Because every company is unique, there's no single indicator that says, "You need ERP now!" However, the companies that would benefit most from ERP software often face similar problems and frustrations. Is your business facing some of these same issues? Read on to discover the top five signs that your company is ready for ERP.
#1: You Have Lots of Different Software for Different Processes
Spend a few minutes thinking about how employees at your company record, track and process information. Do accounting staff use one system for receivables and payables, and sales use another to enter in customer orders? Is the process of taking those orders and getting them fulfilled and into accounting a time-sucking manual process? Do employees in your warehouse use a completely different solution to track shipping and receiving?
When various front- and back-end systems run separately, it can wreak havoc on the processes that are meant to ensure your company is running smoothly. Without accurate data from sales, inventory management may suffer, while not having the latest information from accounting can trigger a ripple effect on everything from marketing budgets to payroll.
ERP software integrates these systems so that every business function relies on a single database. With one source of information that contains accurate, real-time data, an ERP solution breaks up information logjams, helps staff make better decisions more quickly and frees up their time to work on more high-value exercises like helping the business grow even faster.
#2: You Don't Have Easy Access to Information About Your Business
If someone asked you what your average sales margin is, how long would it take you to find out? What about other key performance metrics, like orders per day or sales to date? For companies that rely on siloed systems and spreadsheets that need to be constantly updated and reconciled manually, it could be a long wait.
The pace of business is faster than ever before, which means employees across your company need immediate access to key data. With an ERP solution, executives can get a holistic view of business operations at any time, while other staff can get the information they need to do their jobs more effectively. For example, sales representatives should be able to view a customer's full transaction history and more proactively improve renewal rates while increasing upsell and cross-sell opportunities.
#3: Accounting Takes Longer and Is More Difficult
Often, the first noticeable signs that your company needs ERP software will come from your accounting department. If your employees rely on paper-based invoices and sales orders—and spend hours every week manually entering them into different accounting and sales systems—you need to consider how much time is being wasted on tasks that ERP software can handle in an instant.
The same goes for financial reporting—if it takes ages to consolidate or reconcile financial information across systems and through countless spreadsheets, an ERP solution can make a significant impact. With all financials in a single database, accounting staff won't have to spend hours cross-posting information, rekeying numbers, or reconciling data manually. Your accounting staff will be more productive, freeing them to deliver critical reports without delays and frustration.
#4: Sales and the Customer Experience Are Suffering
As companies grow, one of their biggest challenges is often inventory management. Ensuring that the right amount of products is in the right location at the right time is a vital part of business operations.

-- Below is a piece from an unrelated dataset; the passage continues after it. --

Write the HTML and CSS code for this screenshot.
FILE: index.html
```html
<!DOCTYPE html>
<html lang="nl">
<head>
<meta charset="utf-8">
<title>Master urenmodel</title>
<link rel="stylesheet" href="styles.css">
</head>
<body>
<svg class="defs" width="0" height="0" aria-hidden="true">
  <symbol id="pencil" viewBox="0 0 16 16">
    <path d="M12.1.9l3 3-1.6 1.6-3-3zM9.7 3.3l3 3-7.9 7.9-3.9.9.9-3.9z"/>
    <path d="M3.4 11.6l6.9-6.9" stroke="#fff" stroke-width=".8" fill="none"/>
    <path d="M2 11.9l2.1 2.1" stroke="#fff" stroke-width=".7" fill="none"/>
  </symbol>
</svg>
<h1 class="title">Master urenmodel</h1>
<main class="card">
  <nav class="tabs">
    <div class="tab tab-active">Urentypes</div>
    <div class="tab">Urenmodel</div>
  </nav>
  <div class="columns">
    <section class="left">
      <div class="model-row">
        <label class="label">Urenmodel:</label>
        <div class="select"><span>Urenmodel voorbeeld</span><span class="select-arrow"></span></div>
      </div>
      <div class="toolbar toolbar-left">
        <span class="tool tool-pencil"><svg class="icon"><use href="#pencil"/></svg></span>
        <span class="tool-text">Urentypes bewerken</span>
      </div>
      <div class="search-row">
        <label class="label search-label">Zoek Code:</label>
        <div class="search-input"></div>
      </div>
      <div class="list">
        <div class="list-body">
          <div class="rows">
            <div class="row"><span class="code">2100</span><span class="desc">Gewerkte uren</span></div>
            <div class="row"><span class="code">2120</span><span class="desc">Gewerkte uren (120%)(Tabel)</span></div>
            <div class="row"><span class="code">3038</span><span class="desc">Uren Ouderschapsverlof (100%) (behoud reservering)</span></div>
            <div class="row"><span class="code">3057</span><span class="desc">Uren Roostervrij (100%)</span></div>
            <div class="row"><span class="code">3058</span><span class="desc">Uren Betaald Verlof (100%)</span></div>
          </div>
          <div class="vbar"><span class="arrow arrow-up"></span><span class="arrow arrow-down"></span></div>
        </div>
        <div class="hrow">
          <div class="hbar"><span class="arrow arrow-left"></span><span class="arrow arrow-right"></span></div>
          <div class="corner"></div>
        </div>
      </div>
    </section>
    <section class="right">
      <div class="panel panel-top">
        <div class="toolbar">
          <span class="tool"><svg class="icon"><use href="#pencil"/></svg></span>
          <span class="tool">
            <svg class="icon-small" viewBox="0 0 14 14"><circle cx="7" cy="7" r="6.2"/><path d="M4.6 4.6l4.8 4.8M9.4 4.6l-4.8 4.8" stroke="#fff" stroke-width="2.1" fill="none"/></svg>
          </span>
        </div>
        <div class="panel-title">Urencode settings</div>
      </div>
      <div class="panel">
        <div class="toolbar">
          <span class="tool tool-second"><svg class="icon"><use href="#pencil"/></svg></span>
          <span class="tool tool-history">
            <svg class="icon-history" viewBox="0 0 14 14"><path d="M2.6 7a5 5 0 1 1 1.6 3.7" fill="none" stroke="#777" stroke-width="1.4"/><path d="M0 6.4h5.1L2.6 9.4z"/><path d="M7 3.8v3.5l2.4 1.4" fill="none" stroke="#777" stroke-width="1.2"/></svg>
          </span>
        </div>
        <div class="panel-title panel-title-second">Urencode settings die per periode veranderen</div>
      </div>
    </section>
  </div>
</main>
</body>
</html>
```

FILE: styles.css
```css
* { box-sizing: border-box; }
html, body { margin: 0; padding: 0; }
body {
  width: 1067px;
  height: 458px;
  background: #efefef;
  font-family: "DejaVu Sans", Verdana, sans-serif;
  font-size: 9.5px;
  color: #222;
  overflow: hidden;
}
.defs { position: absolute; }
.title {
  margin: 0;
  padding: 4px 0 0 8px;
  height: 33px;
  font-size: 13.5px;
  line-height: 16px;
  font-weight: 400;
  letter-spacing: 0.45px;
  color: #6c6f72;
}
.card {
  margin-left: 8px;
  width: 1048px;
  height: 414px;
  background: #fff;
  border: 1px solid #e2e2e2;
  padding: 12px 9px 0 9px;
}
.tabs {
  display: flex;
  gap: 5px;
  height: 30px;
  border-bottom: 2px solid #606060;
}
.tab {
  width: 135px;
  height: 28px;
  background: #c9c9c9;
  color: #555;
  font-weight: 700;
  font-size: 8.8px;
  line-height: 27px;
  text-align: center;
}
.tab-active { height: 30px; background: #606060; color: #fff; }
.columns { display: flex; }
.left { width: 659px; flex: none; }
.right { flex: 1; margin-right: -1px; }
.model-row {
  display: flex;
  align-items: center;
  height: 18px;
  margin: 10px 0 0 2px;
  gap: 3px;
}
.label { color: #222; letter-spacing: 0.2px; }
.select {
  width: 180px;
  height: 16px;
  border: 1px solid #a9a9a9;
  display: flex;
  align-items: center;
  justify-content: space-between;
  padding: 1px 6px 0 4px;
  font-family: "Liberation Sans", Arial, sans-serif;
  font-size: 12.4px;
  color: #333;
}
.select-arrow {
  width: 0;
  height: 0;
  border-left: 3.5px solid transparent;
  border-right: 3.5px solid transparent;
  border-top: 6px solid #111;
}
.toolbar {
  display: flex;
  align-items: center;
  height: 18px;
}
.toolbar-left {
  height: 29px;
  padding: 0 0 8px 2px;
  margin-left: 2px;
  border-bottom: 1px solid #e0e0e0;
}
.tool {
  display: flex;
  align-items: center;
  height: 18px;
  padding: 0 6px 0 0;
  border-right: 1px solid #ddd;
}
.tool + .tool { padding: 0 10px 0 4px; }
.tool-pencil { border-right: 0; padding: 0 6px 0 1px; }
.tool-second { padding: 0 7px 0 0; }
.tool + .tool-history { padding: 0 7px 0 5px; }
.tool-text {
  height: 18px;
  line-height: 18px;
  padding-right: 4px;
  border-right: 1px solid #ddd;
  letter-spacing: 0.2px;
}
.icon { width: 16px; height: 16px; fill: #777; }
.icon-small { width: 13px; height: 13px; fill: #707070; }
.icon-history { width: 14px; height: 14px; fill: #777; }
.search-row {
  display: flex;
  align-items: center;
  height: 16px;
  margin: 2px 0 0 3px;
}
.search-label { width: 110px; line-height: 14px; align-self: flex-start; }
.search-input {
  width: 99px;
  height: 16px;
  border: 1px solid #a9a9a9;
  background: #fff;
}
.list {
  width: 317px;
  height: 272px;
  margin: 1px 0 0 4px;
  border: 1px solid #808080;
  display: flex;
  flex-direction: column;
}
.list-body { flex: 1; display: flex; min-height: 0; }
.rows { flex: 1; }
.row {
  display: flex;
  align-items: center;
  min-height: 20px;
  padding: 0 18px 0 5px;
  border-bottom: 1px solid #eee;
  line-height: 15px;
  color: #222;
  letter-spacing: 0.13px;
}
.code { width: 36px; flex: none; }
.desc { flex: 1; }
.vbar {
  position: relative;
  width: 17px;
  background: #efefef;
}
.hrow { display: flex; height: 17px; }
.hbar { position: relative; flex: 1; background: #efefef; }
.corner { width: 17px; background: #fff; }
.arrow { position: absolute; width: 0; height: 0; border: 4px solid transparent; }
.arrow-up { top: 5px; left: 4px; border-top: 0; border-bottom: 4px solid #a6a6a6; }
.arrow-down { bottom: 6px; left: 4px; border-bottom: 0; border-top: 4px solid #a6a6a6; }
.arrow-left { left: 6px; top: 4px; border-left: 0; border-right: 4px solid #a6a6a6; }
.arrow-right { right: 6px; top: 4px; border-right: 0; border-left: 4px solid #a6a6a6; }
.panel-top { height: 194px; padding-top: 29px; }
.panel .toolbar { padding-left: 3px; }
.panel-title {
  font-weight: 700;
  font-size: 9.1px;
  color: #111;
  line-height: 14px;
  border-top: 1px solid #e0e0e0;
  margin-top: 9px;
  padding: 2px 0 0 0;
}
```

When sales, inventory and customer data are maintained separately, it can create serious problems across your company. If you run out of a popular product, sales will be off until the next shipment arrives. Meanwhile, if a customer calls to inquire about an order and employees can't track it to see if it's been shipped—or if it's even in stock—your company will start to develop a poor reputation for reliability and service.
With an ERP system, on the other hand, staff in every department will have access to the same, up-to-the-minute information. Customer-facing reps should be able to answer customers questions about order and shipping status, payment status, service issues, etc., without having to hang up the phone and check with another department. Better yet, customers should be able to simply go online to their account and view status information. Meanwhile, the warehouse manager can see that stock is getting low and can reorder.
#5: Your IT Is Too Complex and Time-Consuming
One of the biggest downsides of having multiple systems across your business is that IT management can become a nightmare. Customizing these systems, integrating them and maintaining them with patches and upgrades can be complex, costly and sap critical time and resources.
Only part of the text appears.